__EXERCISE DETAILS__
Produce an exact copy of all the data below, dropping every image.

__SUPPLIED MATERIAL__
## Start
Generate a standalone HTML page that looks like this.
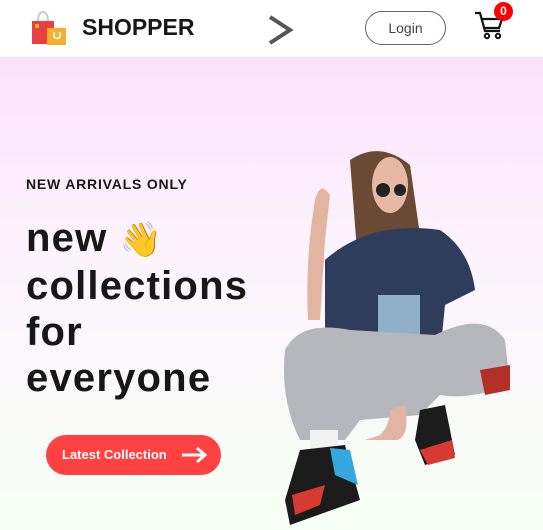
<!DOCTYPE html>
<html><head><style>
*{margin:0;padding:0;box-sizing:border-box}
body{width:543px;height:530px;overflow:hidden;font-family:"Liberation Sans",sans-serif;background:#fff;position:relative}
.hdr{position:absolute;left:0;top:0;width:543px;height:57px;background:#fff}
.hero{position:absolute;left:0;top:57px;width:543px;height:473px;background:linear-gradient(180deg,#fbe1fb 0%,#fdf3fd 40%,#f6fff5 100%)}
.t{position:absolute;color:#171717;font-weight:bold}
</style></head><body>
<div class="hdr">
<svg style="position:absolute;left:30px;top:10px" width="40" height="36" viewBox="0 0 40 36">
<path d="M8 12 Q8 2 13 2 Q18 2 18 12" fill="none" stroke="#ccc" stroke-width="2"/>
<rect x="2" y="11" width="22" height="23" fill="#e84040"/>
<rect x="5" y="14" width="4" height="4" fill="#f5b82e"/>
<rect x="17" y="18" width="19" height="17" fill="#f5b02e"/>
<path d="M24 22 v5 q3 3 6 0 v-5" fill="none" stroke="#fff" stroke-width="1.5"/>
</svg>
<div class="t" style="left:82px;top:14px;font-size:23px">SHOPPER</div>
<svg style="position:absolute;left:266px;top:14px" width="28" height="32"><path d="M4 3 L24 16 L4 29" fill="none" stroke="#555" stroke-width="4"/></svg>
<div style="position:absolute;left:365px;top:11px;width:81px;height:34px;border:1px solid #666;border-radius:17px;text-align:center;line-height:32px;font-size:14px;color:#444">Login</div>
<svg style="position:absolute;left:473px;top:10px" width="32" height="30" viewBox="0 0 32 30"><path d="M2 3 H7 L12 21 H27 M9 9 H29 L26 18 H11" fill="none" stroke="#111" stroke-width="2.2"/><circle cx="14" cy="26" r="2.2" fill="none" stroke="#111" stroke-width="2"/><circle cx="25" cy="26" r="2.2" fill="none" stroke="#111" stroke-width="2"/></svg>
<div style="position:absolute;left:494px;top:2px;width:19px;height:19px;border-radius:50%;background:#f00;color:#fff;font-size:12px;font-weight:bold;text-align:center;line-height:19px">0</div>
</div>
<div class="hero"></div>
<div class="t" style="left:26px;top:176px;font-size:14px;letter-spacing:0.8px">NEW ARRIVALS ONLY</div>
<div class="t" style="left:26px;top:215px;font-size:40px;line-height:46px;letter-spacing:1.2px">new <span style="font-size:34px">👋</span><br>collections<br>for<br>everyone</div>
<div style="position:absolute;left:46px;top:435px;width:175px;height:40px;border-radius:20px;background:#ff4141;color:#fff;font-size:13px;font-weight:bold;line-height:40px;padding-left:16px">Latest Collection
<svg style="position:absolute;left:134px;top:11px" width="28" height="18"><path d="M2 9 H24 M17 2 L25 9 L17 16" fill="none" stroke="#fff" stroke-width="3"/></svg></div>
<svg style="position:absolute;left:270px;top:140px" width="273" height="390" viewBox="0 0 273 390">
<path d="M80 20 Q110 0 140 25 L155 130 L90 150 Z" fill="#6b4a35"/>
<ellipse cx="120" cy="45" rx="18" ry="28" fill="#e7b9a5"/>
<circle cx="113" cy="50" r="7" fill="#222"/><circle cx="130" cy="50" r="6" fill="#222"/>
<path d="M55 120 Q100 80 170 90 Q200 110 205 150 L175 165 L170 215 L80 220 L75 190 L55 190 Z" fill="#2f3d5c"/>
<rect x="108" y="155" width="42" height="40" fill="#8fb0c8"/>
<path d="M45 60 Q50 40 60 55 L55 100 L50 180 L38 180 Q35 120 45 60Z" fill="#e2b4a2"/>
<path d="M15 210 Q30 180 80 190 L165 195 Q215 170 235 200 L240 245 Q200 260 170 255 L150 275 L90 280 L75 300 L30 300 Q10 260 15 210Z" fill="#b5b7bc"/>
<path d="M95 300 L110 295 Q120 285 120 270 L135 265 Q140 295 128 300Z" fill="#e2b4a2"/>
<path d="M210 230 L240 225 L240 250 L215 255Z" fill="#b3302a"/>
<rect x="40" y="290" width="28" height="25" fill="#f2f2f2"/>
<path d="M30 310 L75 305 L90 360 L20 385 L15 360Z" fill="#1b1b1b"/>
<path d="M60 308 L80 310 L88 345 L65 335Z" fill="#36a8e0"/>
<path d="M22 355 L55 345 L50 365 L25 375Z" fill="#d63a30"/>
<path d="M150 270 L175 265 L185 315 L155 325 L145 300Z" fill="#1b1b1b"/>
<path d="M150 310 L182 300 L185 318 L158 325Z" fill="#d63a30"/>
</svg>
</body></html>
## End
__WRITTEN SOLUTION__
Generate a standalone HTML page that looks like this.
<!DOCTYPE html>
<html><head><style>
*{margin:0;padding:0;box-sizing:border-box}
body{width:543px;height:530px;overflow:hidden;font-family:"Liberation Sans",sans-serif;background:#fff;position:relative}
.hdr{position:absolute;left:0;top:0;width:543px;height:57px;background:#fff}
.hero{position:absolute;left:0;top:57px;width:543px;height:473px;background:linear-gradient(180deg,#fbe1fb 0%,#fdf3fd 40%,#f6fff5 100%)}
.t{position:absolute;color:#171717;font-weight:bold}
</style></head><body>
<div class="hdr">
<svg style="position:absolute;left:30px;top:10px" width="40" height="36" viewBox="0 0 40 36">
<path d="M8 12 Q8 2 13 2 Q18 2 18 12" fill="none" stroke="#ccc" stroke-width="2"/>
<rect x="2" y="11" width="22" height="23" fill="#e84040"/>
<rect x="5" y="14" width="4" height="4" fill="#f5b82e"/>
<rect x="17" y="18" width="19" height="17" fill="#f5b02e"/>
<path d="M24 22 v5 q3 3 6 0 v-5" fill="none" stroke="#fff" stroke-width="1.5"/>
</svg>
<div class="t" style="left:82px;top:14px;font-size:23px">SHOPPER</div>
<svg style="position:absolute;left:266px;top:14px" width="28" height="32"><path d="M4 3 L24 16 L4 29" fill="none" stroke="#555" stroke-width="4"/></svg>
<div style="position:absolute;left:365px;top:11px;width:81px;height:34px;border:1px solid #666;border-radius:17px;text-align:center;line-height:32px;font-size:14px;color:#444">Login</div>
<svg style="position:absolute;left:473px;top:10px" width="32" height="30" viewBox="0 0 32 30"><path d="M2 3 H7 L12 21 H27 M9 9 H29 L26 18 H11" fill="none" stroke="#111" stroke-width="2.2"/><circle cx="14" cy="26" r="2.2" fill="none" stroke="#111" stroke-width="2"/><circle cx="25" cy="26" r="2.2" fill="none" stroke="#111" stroke-width="2"/></svg>
<div style="position:absolute;left:494px;top:2px;width:19px;height:19px;border-radius:50%;background:#f00;color:#fff;font-size:12px;font-weight:bold;text-align:center;line-height:19px">0</div>
</div>
<div class="hero"></div>
<div class="t" style="left:26px;top:176px;font-size:14px;letter-spacing:0.8px">NEW ARRIVALS ONLY</div>
<div class="t" style="left:26px;top:215px;font-size:40px;line-height:46px;letter-spacing:1.2px">new <span style="font-size:34px">👋</span><br>collections<br>for<br>everyone</div>
<div style="position:absolute;left:46px;top:435px;width:175px;height:40px;border-radius:20px;background:#ff4141;color:#fff;font-size:13px;font-weight:bold;line-height:40px;padding-left:16px">Latest Collection
<svg style="position:absolute;left:134px;top:11px" width="28" height="18"><path d="M2 9 H24 M17 2 L25 9 L17 16" fill="none" stroke="#fff" stroke-width="3"/></svg></div>
<svg style="position:absolute;left:270px;top:140px" width="273" height="390" viewBox="0 0 273 390">
<path d="M80 20 Q110 0 140 25 L155 130 L90 150 Z" fill="#6b4a35"/>
<ellipse cx="120" cy="45" rx="18" ry="28" fill="#e7b9a5"/>
<circle cx="113" cy="50" r="7" fill="#222"/><circle cx="130" cy="50" r="6" fill="#222"/>
<path d="M55 120 Q100 80 170 90 Q200 110 205 150 L175 165 L170 215 L80 220 L75 190 L55 190 Z" fill="#2f3d5c"/>
<rect x="108" y="155" width="42" height="40" fill="#8fb0c8"/>
<path d="M45 60 Q50 40 60 55 L55 100 L50 180 L38 180 Q35 120 45 60Z" fill="#e2b4a2"/>
<path d="M15 210 Q30 180 80 190 L165 195 Q215 170 235 200 L240 245 Q200 260 170 255 L150 275 L90 280 L75 300 L30 300 Q10 260 15 210Z" fill="#b5b7bc"/>
<path d="M95 300 L110 295 Q120 285 120 270 L135 265 Q140 295 128 300Z" fill="#e2b4a2"/>
<path d="M210 230 L240 225 L240 250 L215 255Z" fill="#b3302a"/>
<rect x="40" y="290" width="28" height="25" fill="#f2f2f2"/>
<path d="M30 310 L75 305 L90 360 L20 385 L15 360Z" fill="#1b1b1b"/>
<path d="M60 308 L80 310 L88 345 L65 335Z" fill="#36a8e0"/>
<path d="M22 355 L55 345 L50 365 L25 375Z" fill="#d63a30"/>
<path d="M150 270 L175 265 L185 315 L155 325 L145 300Z" fill="#1b1b1b"/>
<path d="M150 310 L182 300 L185 318 L158 325Z" fill="#d63a30"/>
</svg>
</body></html>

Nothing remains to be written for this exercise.